INFORMATION SUPPLIED:
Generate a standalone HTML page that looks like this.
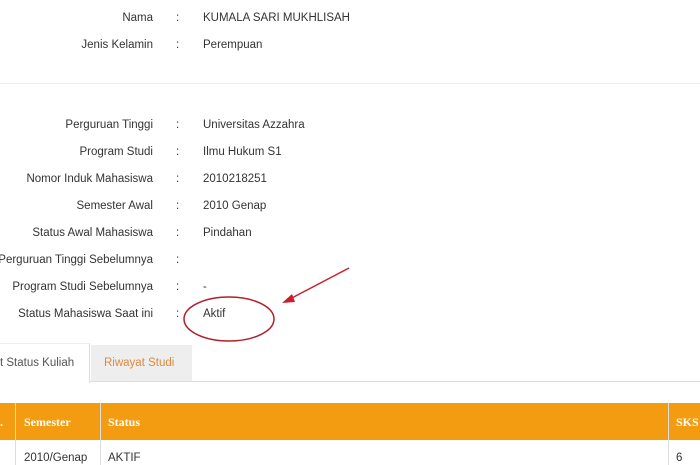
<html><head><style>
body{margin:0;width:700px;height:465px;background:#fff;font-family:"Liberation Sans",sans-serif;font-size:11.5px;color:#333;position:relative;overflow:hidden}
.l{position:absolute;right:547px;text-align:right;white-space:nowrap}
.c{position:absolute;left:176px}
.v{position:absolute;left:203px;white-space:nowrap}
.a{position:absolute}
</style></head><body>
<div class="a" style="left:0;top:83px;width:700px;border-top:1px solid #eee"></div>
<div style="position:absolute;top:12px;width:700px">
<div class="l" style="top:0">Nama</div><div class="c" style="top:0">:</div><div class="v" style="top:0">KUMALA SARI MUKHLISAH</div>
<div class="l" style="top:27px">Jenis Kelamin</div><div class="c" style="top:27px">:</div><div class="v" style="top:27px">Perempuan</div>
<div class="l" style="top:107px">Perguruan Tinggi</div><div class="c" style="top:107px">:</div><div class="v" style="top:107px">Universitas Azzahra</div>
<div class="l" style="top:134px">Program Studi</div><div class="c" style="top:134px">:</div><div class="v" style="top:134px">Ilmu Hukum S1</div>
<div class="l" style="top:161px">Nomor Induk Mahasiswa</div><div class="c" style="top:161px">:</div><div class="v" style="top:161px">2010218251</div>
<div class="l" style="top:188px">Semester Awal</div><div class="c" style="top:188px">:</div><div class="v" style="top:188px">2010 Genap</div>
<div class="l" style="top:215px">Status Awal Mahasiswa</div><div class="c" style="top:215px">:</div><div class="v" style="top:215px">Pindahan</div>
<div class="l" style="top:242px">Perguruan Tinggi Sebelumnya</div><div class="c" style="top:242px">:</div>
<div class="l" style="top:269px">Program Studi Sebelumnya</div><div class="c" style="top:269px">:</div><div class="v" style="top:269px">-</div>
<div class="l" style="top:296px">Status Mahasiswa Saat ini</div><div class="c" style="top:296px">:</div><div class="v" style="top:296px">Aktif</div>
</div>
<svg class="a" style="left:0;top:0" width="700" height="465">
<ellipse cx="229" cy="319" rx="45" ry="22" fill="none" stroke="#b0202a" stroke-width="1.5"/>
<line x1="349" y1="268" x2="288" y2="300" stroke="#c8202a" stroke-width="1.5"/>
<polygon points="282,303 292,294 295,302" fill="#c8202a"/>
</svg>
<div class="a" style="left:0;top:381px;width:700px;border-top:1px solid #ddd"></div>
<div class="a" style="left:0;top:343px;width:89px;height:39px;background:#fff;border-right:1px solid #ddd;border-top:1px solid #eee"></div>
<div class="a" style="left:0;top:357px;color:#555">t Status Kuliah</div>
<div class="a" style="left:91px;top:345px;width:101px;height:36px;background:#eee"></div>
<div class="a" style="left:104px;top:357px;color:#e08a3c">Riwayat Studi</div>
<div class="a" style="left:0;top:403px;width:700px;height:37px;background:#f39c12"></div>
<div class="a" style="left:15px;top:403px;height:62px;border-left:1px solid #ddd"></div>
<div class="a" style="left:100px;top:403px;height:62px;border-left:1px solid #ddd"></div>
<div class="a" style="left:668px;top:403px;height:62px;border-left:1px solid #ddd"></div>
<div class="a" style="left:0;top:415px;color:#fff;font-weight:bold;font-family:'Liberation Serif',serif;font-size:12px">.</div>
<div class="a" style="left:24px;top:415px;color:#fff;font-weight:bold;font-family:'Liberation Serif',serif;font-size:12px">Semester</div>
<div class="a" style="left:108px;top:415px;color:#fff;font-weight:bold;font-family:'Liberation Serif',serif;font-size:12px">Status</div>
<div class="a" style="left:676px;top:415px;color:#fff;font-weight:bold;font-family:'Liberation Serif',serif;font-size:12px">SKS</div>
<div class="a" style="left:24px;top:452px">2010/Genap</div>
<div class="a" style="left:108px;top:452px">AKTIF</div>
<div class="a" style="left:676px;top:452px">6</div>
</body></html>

WHAT THE TASK ASKS:
Omit the pictures, and quote the material above exactly as given.

WRITTEN ANSWER:
Generate a standalone HTML page that looks like this.
<html><head><style>
body{margin:0;width:700px;height:465px;background:#fff;font-family:"Liberation Sans",sans-serif;font-size:11.5px;color:#333;position:relative;overflow:hidden}
.l{position:absolute;right:547px;text-align:right;white-space:nowrap}
.c{position:absolute;left:176px}
.v{position:absolute;left:203px;white-space:nowrap}
.a{position:absolute}
</style></head><body>
<div class="a" style="left:0;top:83px;width:700px;border-top:1px solid #eee"></div>
<div style="position:absolute;top:12px;width:700px">
<div class="l" style="top:0">Nama</div><div class="c" style="top:0">:</div><div class="v" style="top:0">KUMALA SARI MUKHLISAH</div>
<div class="l" style="top:27px">Jenis Kelamin</div><div class="c" style="top:27px">:</div><div class="v" style="top:27px">Perempuan</div>
<div class="l" style="top:107px">Perguruan Tinggi</div><div class="c" style="top:107px">:</div><div class="v" style="top:107px">Universitas Azzahra</div>
<div class="l" style="top:134px">Program Studi</div><div class="c" style="top:134px">:</div><div class="v" style="top:134px">Ilmu Hukum S1</div>
<div class="l" style="top:161px">Nomor Induk Mahasiswa</div><div class="c" style="top:161px">:</div><div class="v" style="top:161px">2010218251</div>
<div class="l" style="top:188px">Semester Awal</div><div class="c" style="top:188px">:</div><div class="v" style="top:188px">2010 Genap</div>
<div class="l" style="top:215px">Status Awal Mahasiswa</div><div class="c" style="top:215px">:</div><div class="v" style="top:215px">Pindahan</div>
<div class="l" style="top:242px">Perguruan Tinggi Sebelumnya</div><div class="c" style="top:242px">:</div>
<div class="l" style="top:269px">Program Studi Sebelumnya</div><div class="c" style="top:269px">:</div><div class="v" style="top:269px">-</div>
<div class="l" style="top:296px">Status Mahasiswa Saat ini</div><div class="c" style="top:296px">:</div><div class="v" style="top:296px">Aktif</div>
</div>
<svg class="a" style="left:0;top:0" width="700" height="465">
<ellipse cx="229" cy="319" rx="45" ry="22" fill="none" stroke="#b0202a" stroke-width="1.5"/>
<line x1="349" y1="268" x2="288" y2="300" stroke="#c8202a" stroke-width="1.5"/>
<polygon points="282,303 292,294 295,302" fill="#c8202a"/>
</svg>
<div class="a" style="left:0;top:381px;width:700px;border-top:1px solid #ddd"></div>
<div class="a" style="left:0;top:343px;width:89px;height:39px;background:#fff;border-right:1px solid #ddd;border-top:1px solid #eee"></div>
<div class="a" style="left:0;top:357px;color:#555">t Status Kuliah</div>
<div class="a" style="left:91px;top:345px;width:101px;height:36px;background:#eee"></div>
<div class="a" style="left:104px;top:357px;color:#e08a3c">Riwayat Studi</div>
<div class="a" style="left:0;top:403px;width:700px;height:37px;background:#f39c12"></div>
<div class="a" style="left:15px;top:403px;height:62px;border-left:1px solid #ddd"></div>
<div class="a" style="left:100px;top:403px;height:62px;border-left:1px solid #ddd"></div>
<div class="a" style="left:668px;top:403px;height:62px;border-left:1px solid #ddd"></div>
<div class="a" style="left:0;top:415px;color:#fff;font-weight:bold;font-family:'Liberation Serif',serif;font-size:12px">.</div>
<div class="a" style="left:24px;top:415px;color:#fff;font-weight:bold;font-family:'Liberation Serif',serif;font-size:12px">Semester</div>
<div class="a" style="left:108px;top:415px;color:#fff;font-weight:bold;font-family:'Liberation Serif',serif;font-size:12px">Status</div>
<div class="a" style="left:676px;top:415px;color:#fff;font-weight:bold;font-family:'Liberation Serif',serif;font-size:12px">SKS</div>
<div class="a" style="left:24px;top:452px">2010/Genap</div>
<div class="a" style="left:108px;top:452px">AKTIF</div>
<div class="a" style="left:676px;top:452px">6</div>
</body></html>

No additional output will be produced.